One of the things that I have heard many people say is that if you haven’t overcome your problems after abortion, then you are putting yourself above the mercy of God. You are saying that the cross wasn’t sufficient. And I think that is a really incomplete understanding of the emotional dynamic of what happens after abortion. First of all, there is an unresolved grief. And it is a disenfranchised grief. You will hear that with women who experience miscarriage. The church doesn’t know what to do with it, particularly those denominations who practice infant baptism.  Where is that child? Was it really a child? Do we need to be concerned about that life before birth? Grieving a child you have never met, often when there is no body to bury, is very difficult for people to work their way through.

But the problem of holding yourself apart form the forgiveness of God, I’ve heard some people say the answer is forgiving yourself. If you know that God has forgiven you then you need to go ahead and forgive yourself. I think that can be true, but even that sometimes will not be the final thing that leads to peace. In my case, what I think needed to happen was that I needed to accept exactly who I was.

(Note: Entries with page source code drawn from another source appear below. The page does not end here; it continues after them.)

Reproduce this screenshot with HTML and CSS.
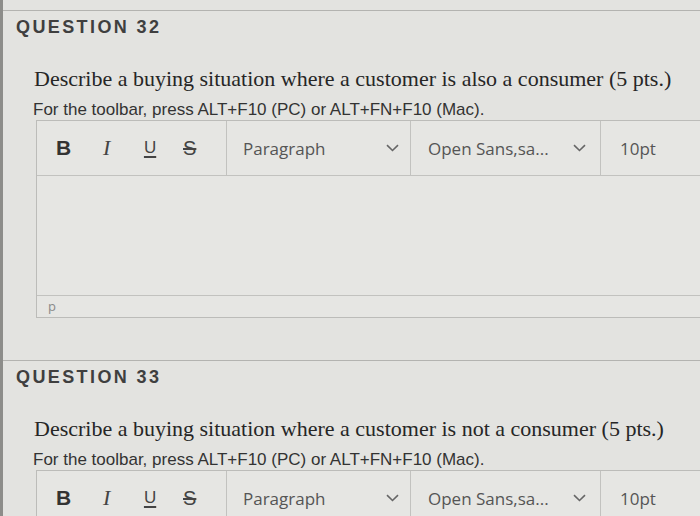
FILE: index.html
```html
<!DOCTYPE html>
<html lang="en">
<head>
<meta charset="utf-8">
<title>Questions</title>
<link rel="stylesheet" href="styles.css">
</head>
<body>
<div class="page">
  <section class="question q1">
    <h2 class="q-title">QUESTION 32</h2>
    <p class="q-text">Describe a buying situation where a customer is also a consumer (5 pts.)</p>
    <p class="q-hint">For the toolbar, press ALT+F10 (PC) or ALT+FN+F10 (Mac).</p>
    <div class="editor">
      <div class="toolbar">
        <div class="fmt">
          <span class="btn b">B</span>
          <span class="btn i">I</span>
          <span class="btn u">U</span>
          <span class="btn s">S</span>
        </div>
        <div class="sel sel-para"><span>Paragraph</span><svg class="chev" width="13" height="8" viewBox="0 0 13 8"><path d="M1 1.2 L6.5 6.5 L12 1.2" fill="none" stroke="#666" stroke-width="1.6"/></svg></div>
        <div class="sel sel-font"><span>Open Sans,sa...</span><svg class="chev" width="13" height="8" viewBox="0 0 13 8"><path d="M1 1.2 L6.5 6.5 L12 1.2" fill="none" stroke="#666" stroke-width="1.6"/></svg></div>
        <div class="sel sel-size"><span>10pt</span></div>
      </div>
      <div class="content"></div>
      <div class="status">p</div>
    </div>
  </section>
  <section class="question q2">
    <h2 class="q-title">QUESTION 33</h2>
    <p class="q-text">Describe a buying situation where a customer is not a consumer (5 pts.)</p>
    <p class="q-hint">For the toolbar, press ALT+F10 (PC) or ALT+FN+F10 (Mac).</p>
    <div class="editor">
      <div class="toolbar">
        <div class="fmt">
          <span class="btn b">B</span>
          <span class="btn i">I</span>
          <span class="btn u">U</span>
          <span class="btn s">S</span>
        </div>
        <div class="sel sel-para"><span>Paragraph</span><svg class="chev" width="13" height="8" viewBox="0 0 13 8"><path d="M1 1.2 L6.5 6.5 L12 1.2" fill="none" stroke="#666" stroke-width="1.6"/></svg></div>
        <div class="sel sel-font"><span>Open Sans,sa...</span><svg class="chev" width="13" height="8" viewBox="0 0 13 8"><path d="M1 1.2 L6.5 6.5 L12 1.2" fill="none" stroke="#666" stroke-width="1.6"/></svg></div>
        <div class="sel sel-size"><span>10pt</span></div>
      </div>
      <div class="content"></div>
      <div class="status">p</div>
    </div>
  </section>
</div>
</body>
</html>
```
FILE: styles.css
```css
html, body {
  margin: 0;
  padding: 0;
  background: #e3e3e0;
}
body {
  width: 700px;
  height: 516px;
  overflow: hidden;
}
.page {
  border-left: 3px solid #8d8d8a;
  height: 516px;
  box-sizing: border-box;
  padding-top: 10px;
  overflow: hidden;
}
.question {
  border-top: 1px solid #b3b3b0;
}
.q2 {
  margin-top: 42px;
}
.q-title {
  margin: 0;
  padding: 5px 0 0 13px;
  font-family: "Liberation Sans", Arial, sans-serif;
  font-weight: bold;
  font-size: 18px;
  line-height: 22px;
  letter-spacing: 2.4px;
  color: #3f3f3f;
}
.q-text {
  margin: 28px 0 0 31px;
  font-family: "Liberation Serif", "Times New Roman", serif;
  font-size: 22px;
  line-height: 26px;
  color: #262626;
  white-space: nowrap;
}
.q-hint {
  margin: 8px 0 0 30px;
  font-family: "Liberation Sans", Arial, sans-serif;
  font-size: 17px;
  line-height: 20px;
  color: #333;
  white-space: nowrap;
}
.editor {
  margin: 0 -20px 0 33px;
  border: 1px solid #bcbcb9;
  background: #e6e6e3;
}
.toolbar {
  display: flex;
  height: 54px;
  border-bottom: 1px solid #c2c2bf;
  font-family: "Open Sans", sans-serif;
  font-size: 17px;
  color: #555;
}
.fmt {
  width: 190px;
  display: flex;
  align-items: center;
  padding-left: 19px;
  box-sizing: border-box;
  border-right: 1px solid #c2c2bf;
}
.btn {
  width: 44px;
  color: #333;
  line-height: 24px;
}
.btn.b {
  font-family: "Liberation Sans", Arial, sans-serif;
  font-weight: bold;
  font-size: 21px;
  width: 48px;
}
.btn.i {
  font-family: "Liberation Serif", serif;
  font-style: italic;
  font-size: 22px;
  color: #444;
  width: 42px;
}
.btn.u {
  font-family: "Liberation Sans", Arial, sans-serif;
  font-size: 17px;
  text-decoration: underline;
  text-decoration-thickness: 2px;
  text-underline-offset: 3px;
  color: #444;
  width: 40px;
}
.btn.s {
  font-family: "Liberation Sans", Arial, sans-serif;
  font-size: 20px;
  text-decoration: line-through;
  text-decoration-thickness: 1.5px;
  color: #444;
}
.sel {
  display: flex;
  align-items: center;
  justify-content: space-between;
  box-sizing: border-box;
  border-right: 1px solid #c2c2bf;
}
.sel-para {
  width: 184px;
  padding: 0 11px 0 16px;
}
.sel-font {
  width: 190px;
  padding: 0 14px 0 17px;
}
.sel-size {
  flex: 1;
  border-right: none;
  padding-left: 19px;
}
.chev {
  display: block;
}
.content {
  height: 119px;
  border-bottom: 1px solid #c2c2bf;
}
.status {
  height: 21px;
  padding-left: 11px;
  font-family: "Open Sans", sans-serif;
  font-size: 13px;
  line-height: 21px;
  color: #8a8a8a;
}
```
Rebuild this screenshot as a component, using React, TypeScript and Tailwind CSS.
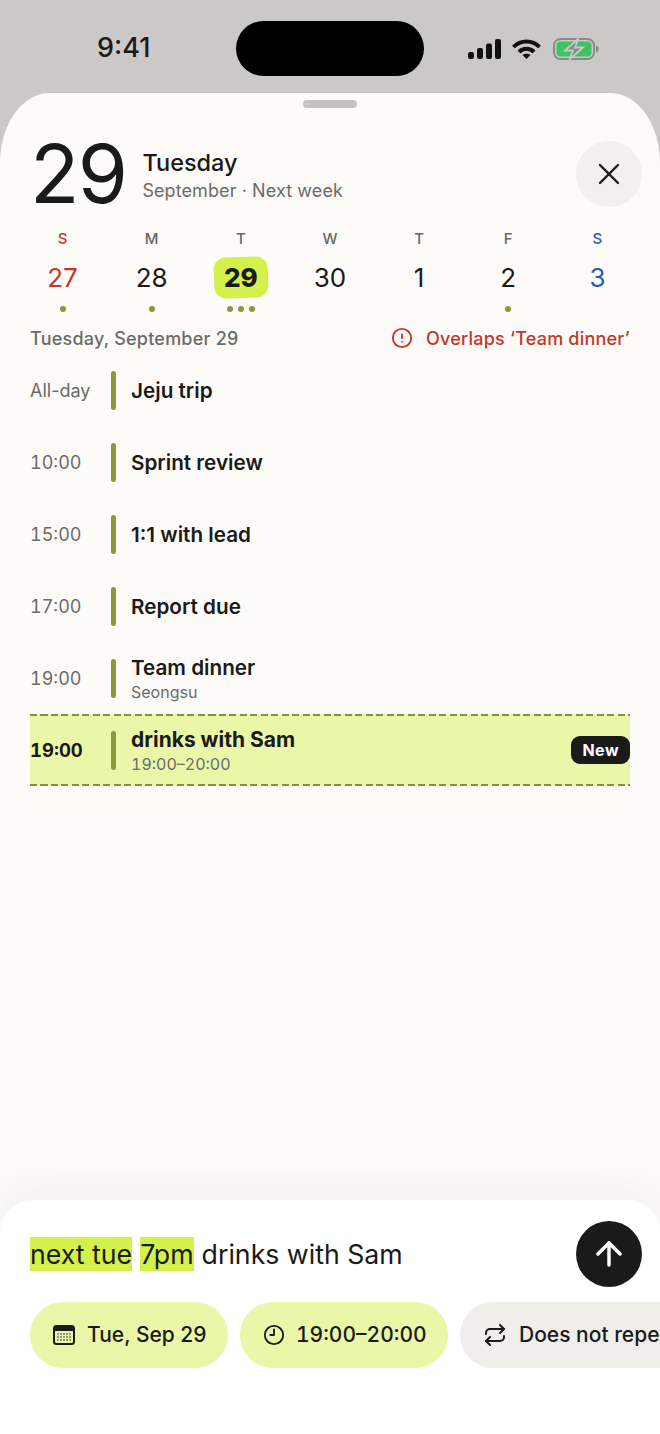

At the center of my choice for abortion was a moment of cowardice. I had not reflected upon this as moral decision making when I went in to make the appointment and even when I went in to have the procedure done. The attendant took my hand and asked if it was alright, right before it was set to begin. And I believe the Holy Spirit came to let me know that it was wrong in that moment.

As I said, I had not reflected, it was just desperate problem solving. But knowing that it was wrong there was then a calculation. What can I do? My fiancé is out in the waiting room—to his credit he at least accompanied me. I knew our relationship would be over. How could I possibly get up and walk forward being pregnant? So, I passively allowed the abortion to happen which reflected cowardice on my part. Until I could accept that if I am put under enough pressure I will behave like a coward, until I could accept that about myself, nothing changed.

But knowing that Jesus does not hate that cowardice in me. He says no cowards will go to heaven, he says that in Revelation, but he can make us so we are not cowards. He can make us brave. To me one of the things I try to do is help women pinpoint—what was the spiritual problem that put you in that position? Because it is likely a thread that runs through other aspects. And it is likely a thread that you need to accept about yourself and give it to the Lord.

As Corinthians tells us when it says “God made him to be sin for us so that we may become the righteousness of God” unless we give that to him, we render him ineffective in his ability to change us. So, I think that very deep self-acceptance is important to be able to truly come before God without excuse and say this actually is who I am. And then we learn that by His grace he makes us what we never were.